MANKATO, Minn. (KEYC) - The first presidential debate drew reactions from both sides of the aisle.
Both Rep. Jeremy Munson (R - Lake Crystal) and Sen. Nick Frentz (DFL - North Mankato) said they were unhappy with the structure of Tuesday night’s debate.
“Well, like most of America, I was pretty disappointed with how confrontational the debate was. The whole point of the debate is to contrast with your opponent and to convince people that you’re the right candidate. I don’t know if last night’s debate actually made any headway in convincing voters who were undecided to vote for them," Munson said.
“Well I think it’s a disappointment when people want to hear what the candidates' positions are and how they feel and the debate loses its structure. I think it’s better when candidates get a time to talk, get to say what they want to the people and then there’s time for rebuttal," said Frentz.
Political experts, like Dr. Fred Slocum, an associate professor of political science at Minnesota State University, Mankato, said the debate might not have swung the needle for voters.
“I think for diehard Trump supporters it just reinforced their commitment to vote for him. For diehard Biden supporters, I think it reinforced their commitment to vote for him. For undecided voters or voters kind of on the fence between the two, I don’t think that Trump helped his case," he said.

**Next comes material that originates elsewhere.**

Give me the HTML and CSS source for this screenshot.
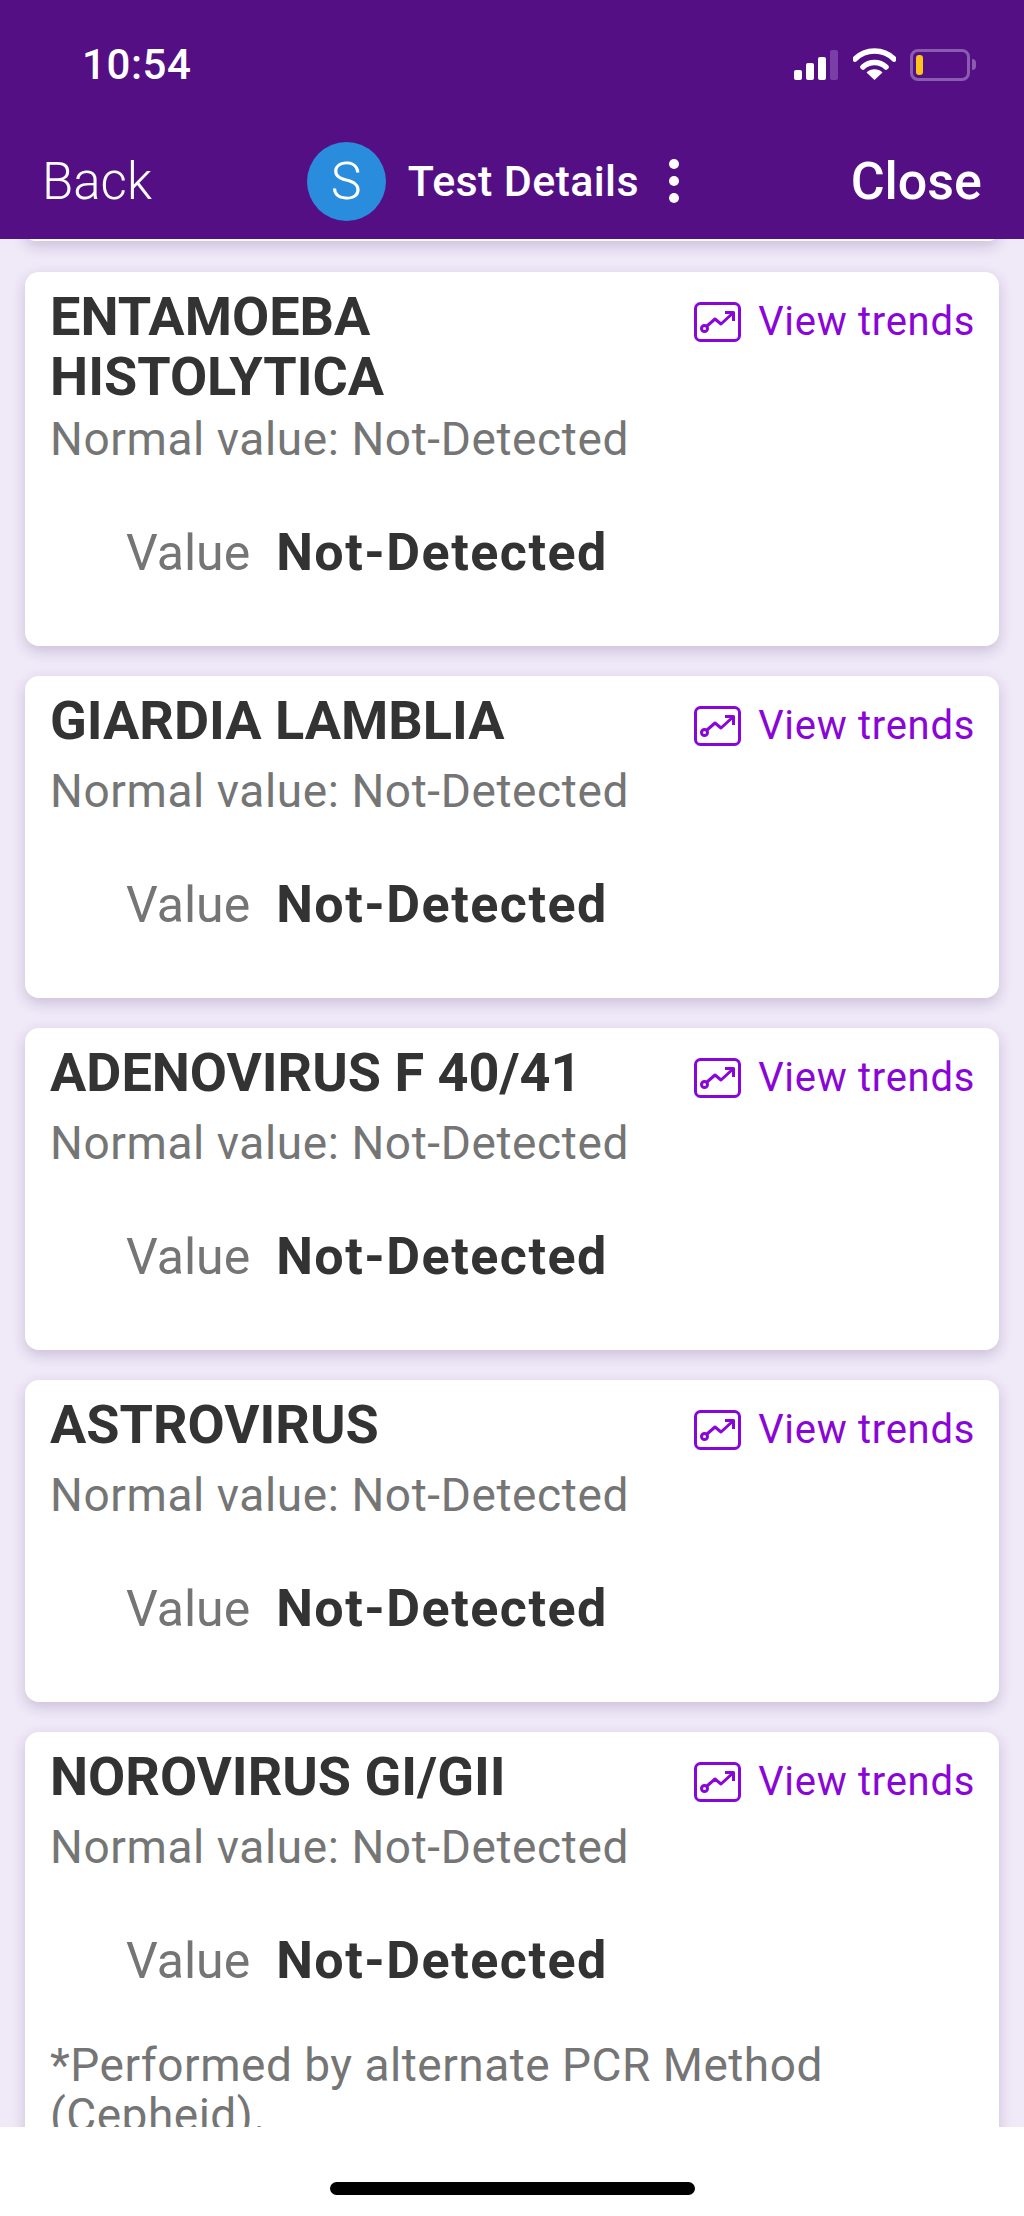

Slocum said typically, debates serve as a chance for the candidates to introduce themselves.
“And to outline their policy positions and policy agendas if they were to be elected president. And also to compare and contrast," he said.
President Trump and former vice president and Democratic Nominee Joe Biden are scheduled to debate two more times before the election.

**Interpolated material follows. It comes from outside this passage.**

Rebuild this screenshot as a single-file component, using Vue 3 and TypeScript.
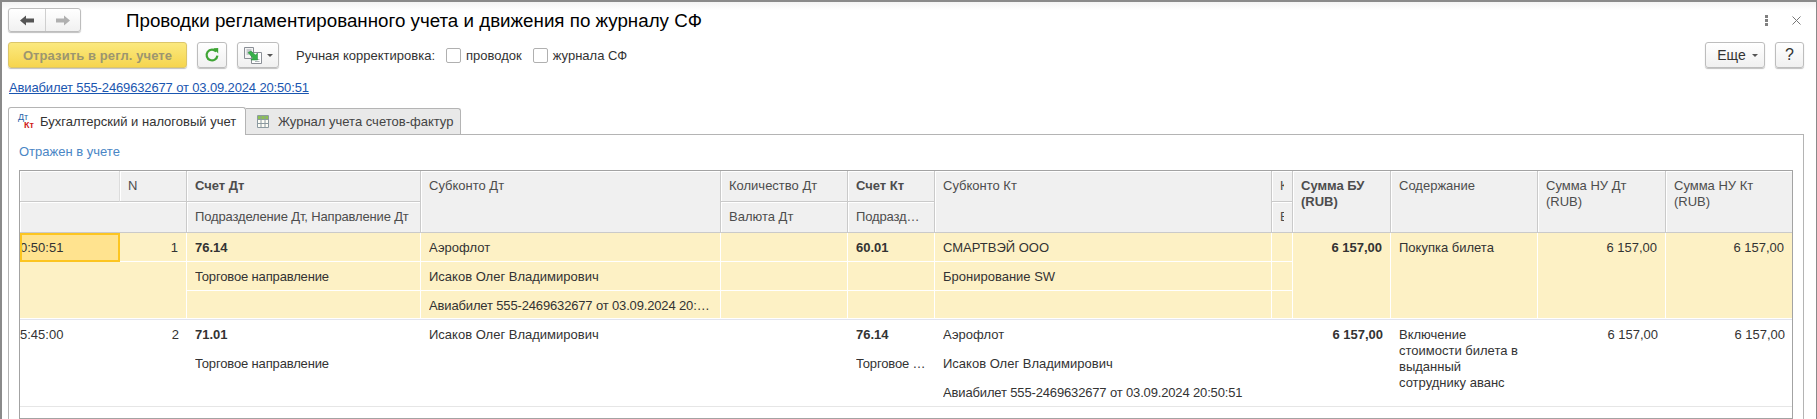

The first presidential debate covered a wide range of topics from COVID-19 to the Supreme Court.
Munson said he agrees with the president that he should appoint the next Supreme Court Justice.
“The president, and he’ll be president to January, has the right to appoint a justice,” he said.

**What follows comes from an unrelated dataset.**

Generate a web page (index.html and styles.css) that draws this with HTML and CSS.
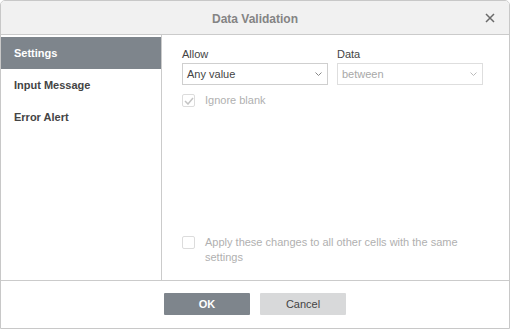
FILE: index.html
```html
<!DOCTYPE html>
<html lang="en">
<head>
    <meta charset="UTF-8">
    <title>Data Validation</title>
    <link rel="stylesheet" href="styles.css">
</head>
<body>
    <div class="dialog">
        <div class="dialog-header">
            <span class="title">Data Validation</span>
            <span class="close">
                <svg width="10" height="10" viewBox="0 0 10 10"><path d="M1 1 L9 9 M9 1 L1 9" stroke="#6a6a6a" stroke-width="1.5"/></svg>
            </span>
        </div>
        <div class="dialog-body">
            <div class="sidebar">
                <div class="tab active">Settings</div>
                <div class="tab">Input Message</div>
                <div class="tab">Error Alert</div>
            </div>
            <div class="content">
                <div class="row">
                    <div class="field">
                        <label>Allow</label>
                        <div class="select">
                            <span>Any value</span>
                            <svg class="caret" width="7" height="4" viewBox="0 0 7 4"><path d="M0.5 0.5 L3.5 3.5 L6.5 0.5" fill="none" stroke="#888" stroke-width="1"/></svg>
                        </div>
                    </div>
                    <div class="field">
                        <label>Data</label>
                        <div class="select disabled">
                            <span>between</span>
                            <svg class="caret" width="7" height="4" viewBox="0 0 7 4"><path d="M0.5 0.5 L3.5 3.5 L6.5 0.5" fill="none" stroke="#bbb" stroke-width="1"/></svg>
                        </div>
                    </div>
                </div>
                <div class="check disabled">
                    <span class="box">
                        <svg width="10" height="8" viewBox="0 0 10 8"><path d="M1 4 L4 7 L9 1" fill="none" stroke="#c4c4c4" stroke-width="1.5"/></svg>
                    </span>
                    <span class="check-label">Ignore blank</span>
                </div>
                <div class="spacer"></div>
                <div class="check disabled">
                    <span class="box"></span>
                    <span class="check-label">Apply these changes to all other cells with the same settings</span>
                </div>
            </div>
        </div>
        <div class="dialog-footer">
            <button class="btn primary">OK</button>
            <button class="btn">Cancel</button>
        </div>
    </div>
</body>
</html>
```

FILE: styles.css
```css
body {
    margin: 0;
    font-family: "Liberation Sans", Arial, sans-serif;
    font-size: 11px;
    color: #444;
}

.dialog {
    width: 508px;
    height: 327px;
    border: 1px solid #c8c8c8;
    border-radius: 5px 5px 0 0;
    display: flex;
    flex-direction: column;
    background: #fff;
    overflow: hidden;
}

.dialog-header {
    height: 33px;
    border-bottom: 1px solid #cbcbcb;
    background: #f1f1f1;
    display: flex;
    align-items: center;
    justify-content: center;
    position: relative;
}

.title {
    font-size: 12px;
    font-weight: bold;
    color: #848484;
    margin-top: 2px;
}

.close {
    position: absolute;
    right: 14px;
    top: 12px;
    line-height: 0;
}

.dialog-body {
    display: flex;
    height: 245px;
    border-bottom: 1px solid #cbcbcb;
}

.sidebar {
    width: 160px;
    border-right: 1px solid #cbcbcb;
    padding-top: 2px;
}

.tab {
    height: 32px;
    line-height: 32px;
    padding-left: 13px;
    font-weight: bold;
    color: #444;
}

.tab.active {
    background: #7e858c;
    color: #fff;
}

.content {
    flex: 1;
    padding: 13px 0 0 20px;
    display: flex;
    flex-direction: column;
}

.row {
    display: flex;
    gap: 9px;
}

.field label {
    display: block;
    font-size: 11px;
    color: #444;
    height: 15px;
}

.select {
    height: 20px;
    width: 135px;
    border: 1px solid #cfcfcf;
    display: flex;
    align-items: center;
    justify-content: space-between;
    padding: 0 5px 0 4px;
    color: #444;
}

.select.disabled {
    color: #a8a8a8;
    border-color: #dedede;
}

.check {
    display: flex;
    align-items: flex-start;
    margin-top: 9px;
    width: 290px;
}

.box {
    width: 11px;
    height: 11px;
    border: 1px solid #dcdcdc;
    border-radius: 2px;
    display: flex;
    align-items: center;
    justify-content: center;
    flex-shrink: 0;
    margin-right: 10px;
}

.check.disabled .check-label {
    color: #b0b0b0;
    line-height: 15px;
    margin-top: -1px;
}

.spacer {
    flex: 1;
}

.check:last-child {
    margin-bottom: 15px;
}

.dialog-footer {
    flex: 1;
    display: flex;
    justify-content: center;
    align-items: center;
    gap: 10px;
    padding-bottom: 2px;
}

.btn {
    width: 86px;
    height: 22px;
    border: none;
    border-radius: 1px;
    background: #d8d9da;
    color: #444;
    font-family: "Liberation Sans", Arial, sans-serif;
    font-size: 11px;
    cursor: pointer;
}

.btn.primary {
    background: #7e858c;
    color: #fff;
    font-weight: bold;
}
```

Meanwhile, Frentz sided with Biden.
“I think it gives the new justice a better chance to have a mandate from the people and have the voices of people be heard,” he said.
During the debate, the president did not denounce white supremacy.
“I think that was arguably the single most important event of the entire debate,” Frentz said. “Either we’re all in it together or we’re not, and we all have to disavow any groups who promote any type of racial inequality.”
Munson said in future debates, he is hoping the candidates have conversations about health care and the budget.
“I think that the federal government, just like the state government, is coming into a serious budget deficit and how we’re going to address that,” he said. “I hope we have a serious conversation about how to get our deficit under control.”
Frentz agreed, saying, “The federal debt is rising. I think as part of a discussion about the economy, all of us have to watch the bottom line, and all of us have to watch debt. I would have thought we would have had a little more discussion about that.”
President Trump and Joe Biden returned to the campaign trail Tuesday.